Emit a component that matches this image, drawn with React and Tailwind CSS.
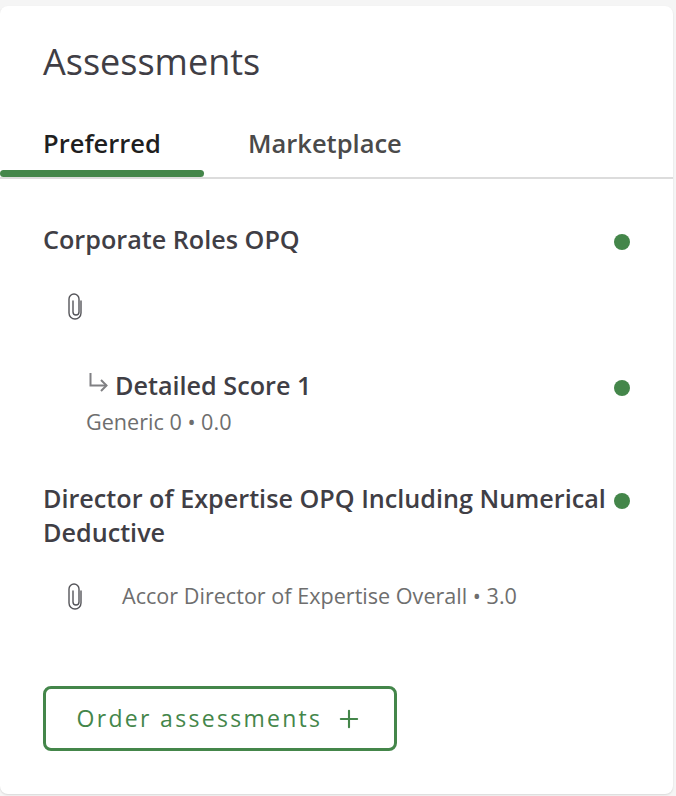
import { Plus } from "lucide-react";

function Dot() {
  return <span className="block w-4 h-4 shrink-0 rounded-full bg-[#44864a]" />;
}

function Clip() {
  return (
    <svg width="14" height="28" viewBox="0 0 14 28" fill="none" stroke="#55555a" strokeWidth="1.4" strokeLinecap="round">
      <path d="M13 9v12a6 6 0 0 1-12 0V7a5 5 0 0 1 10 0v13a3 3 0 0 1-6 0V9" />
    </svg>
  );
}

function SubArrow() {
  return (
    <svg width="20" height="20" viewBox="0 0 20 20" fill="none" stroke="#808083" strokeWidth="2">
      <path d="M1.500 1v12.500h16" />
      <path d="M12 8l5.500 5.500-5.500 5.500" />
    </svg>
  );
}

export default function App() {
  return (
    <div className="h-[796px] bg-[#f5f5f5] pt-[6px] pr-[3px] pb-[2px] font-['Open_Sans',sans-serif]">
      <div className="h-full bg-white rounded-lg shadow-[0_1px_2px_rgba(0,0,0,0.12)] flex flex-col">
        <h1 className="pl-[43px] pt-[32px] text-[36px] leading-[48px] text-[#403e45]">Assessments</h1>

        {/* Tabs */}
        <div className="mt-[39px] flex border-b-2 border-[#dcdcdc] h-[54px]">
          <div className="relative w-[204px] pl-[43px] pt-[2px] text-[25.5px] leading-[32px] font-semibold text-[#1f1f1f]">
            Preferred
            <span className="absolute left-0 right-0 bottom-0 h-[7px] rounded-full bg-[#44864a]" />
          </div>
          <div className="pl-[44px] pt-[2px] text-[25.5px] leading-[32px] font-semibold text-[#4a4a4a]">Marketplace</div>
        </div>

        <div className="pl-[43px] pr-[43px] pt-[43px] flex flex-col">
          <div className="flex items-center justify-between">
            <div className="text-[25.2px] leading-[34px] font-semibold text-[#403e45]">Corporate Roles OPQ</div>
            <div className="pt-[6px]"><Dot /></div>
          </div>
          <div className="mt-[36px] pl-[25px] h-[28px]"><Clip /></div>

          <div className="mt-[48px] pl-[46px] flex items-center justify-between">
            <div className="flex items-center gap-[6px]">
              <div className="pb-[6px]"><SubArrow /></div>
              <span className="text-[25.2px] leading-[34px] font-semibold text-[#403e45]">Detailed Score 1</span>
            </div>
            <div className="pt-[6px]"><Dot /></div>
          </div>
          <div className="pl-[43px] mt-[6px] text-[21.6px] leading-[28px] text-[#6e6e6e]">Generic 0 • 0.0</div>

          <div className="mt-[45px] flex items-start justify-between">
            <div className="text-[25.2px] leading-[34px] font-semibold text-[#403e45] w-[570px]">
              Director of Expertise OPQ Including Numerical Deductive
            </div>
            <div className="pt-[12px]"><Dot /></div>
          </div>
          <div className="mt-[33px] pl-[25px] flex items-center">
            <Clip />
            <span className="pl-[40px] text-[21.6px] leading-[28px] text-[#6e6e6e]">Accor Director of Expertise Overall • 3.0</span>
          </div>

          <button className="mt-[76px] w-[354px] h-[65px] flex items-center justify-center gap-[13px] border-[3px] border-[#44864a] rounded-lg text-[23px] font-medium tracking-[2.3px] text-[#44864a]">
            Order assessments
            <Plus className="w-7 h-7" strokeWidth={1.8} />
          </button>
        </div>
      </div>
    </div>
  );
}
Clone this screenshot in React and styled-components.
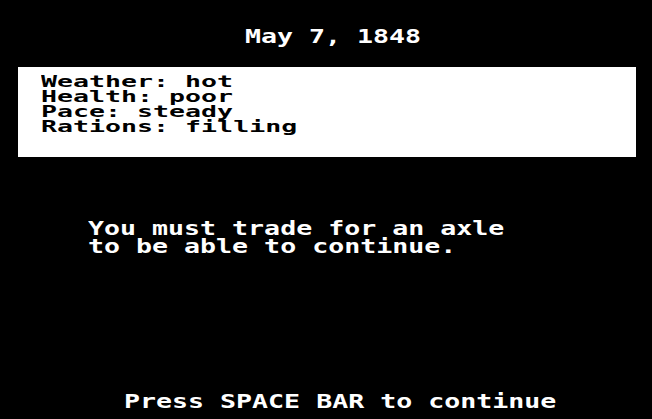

============================================================

Quote the listing above in full, except for the pictures.

_Result of this exercise_
Emit a component that matches this image, drawn with React and Tailwind CSS.
import { Plus } from "lucide-react";

function Dot() {
  return <span className="block w-4 h-4 shrink-0 rounded-full bg-[#44864a]" />;
}

function Clip() {
  return (
    <svg width="14" height="28" viewBox="0 0 14 28" fill="none" stroke="#55555a" strokeWidth="1.4" strokeLinecap="round">
      <path d="M13 9v12a6 6 0 0 1-12 0V7a5 5 0 0 1 10 0v13a3 3 0 0 1-6 0V9" />
    </svg>
  );
}

function SubArrow() {
  return (
    <svg width="20" height="20" viewBox="0 0 20 20" fill="none" stroke="#808083" strokeWidth="2">
      <path d="M1.500 1v12.500h16" />
      <path d="M12 8l5.500 5.500-5.500 5.500" />
    </svg>
  );
}

export default function App() {
  return (
    <div className="h-[796px] bg-[#f5f5f5] pt-[6px] pr-[3px] pb-[2px] font-['Open_Sans',sans-serif]">
      <div className="h-full bg-white rounded-lg shadow-[0_1px_2px_rgba(0,0,0,0.12)] flex flex-col">
        <h1 className="pl-[43px] pt-[32px] text-[36px] leading-[48px] text-[#403e45]">Assessments</h1>

        {/* Tabs */}
        <div className="mt-[39px] flex border-b-2 border-[#dcdcdc] h-[54px]">
          <div className="relative w-[204px] pl-[43px] pt-[2px] text-[25.5px] leading-[32px] font-semibold text-[#1f1f1f]">
            Preferred
            <span className="absolute left-0 right-0 bottom-0 h-[7px] rounded-full bg-[#44864a]" />
          </div>
          <div className="pl-[44px] pt-[2px] text-[25.5px] leading-[32px] font-semibold text-[#4a4a4a]">Marketplace</div>
        </div>

        <div className="pl-[43px] pr-[43px] pt-[43px] flex flex-col">
          <div className="flex items-center justify-between">
            <div className="text-[25.2px] leading-[34px] font-semibold text-[#403e45]">Corporate Roles OPQ</div>
            <div className="pt-[6px]"><Dot /></div>
          </div>
          <div className="mt-[36px] pl-[25px] h-[28px]"><Clip /></div>

          <div className="mt-[48px] pl-[46px] flex items-center justify-between">
            <div className="flex items-center gap-[6px]">
              <div className="pb-[6px]"><SubArrow /></div>
              <span className="text-[25.2px] leading-[34px] font-semibold text-[#403e45]">Detailed Score 1</span>
            </div>
            <div className="pt-[6px]"><Dot /></div>
          </div>
          <div className="pl-[43px] mt-[6px] text-[21.6px] leading-[28px] text-[#6e6e6e]">Generic 0 • 0.0</div>

          <div className="mt-[45px] flex items-start justify-between">
            <div className="text-[25.2px] leading-[34px] font-semibold text-[#403e45] w-[570px]">
              Director of Expertise OPQ Including Numerical Deductive
            </div>
            <div className="pt-[12px]"><Dot /></div>
          </div>
          <div className="mt-[33px] pl-[25px] flex items-center">
            <Clip />
            <span className="pl-[40px] text-[21.6px] leading-[28px] text-[#6e6e6e]">Accor Director of Expertise Overall • 3.0</span>
          </div>

          <button className="mt-[76px] w-[354px] h-[65px] flex items-center justify-center gap-[13px] border-[3px] border-[#44864a] rounded-lg text-[23px] font-medium tracking-[2.3px] text-[#44864a]">
            Order assessments
            <Plus className="w-7 h-7" strokeWidth={1.8} />
          </button>
        </div>
      </div>
    </div>
  );
}
Clone this screenshot in React and styled-components.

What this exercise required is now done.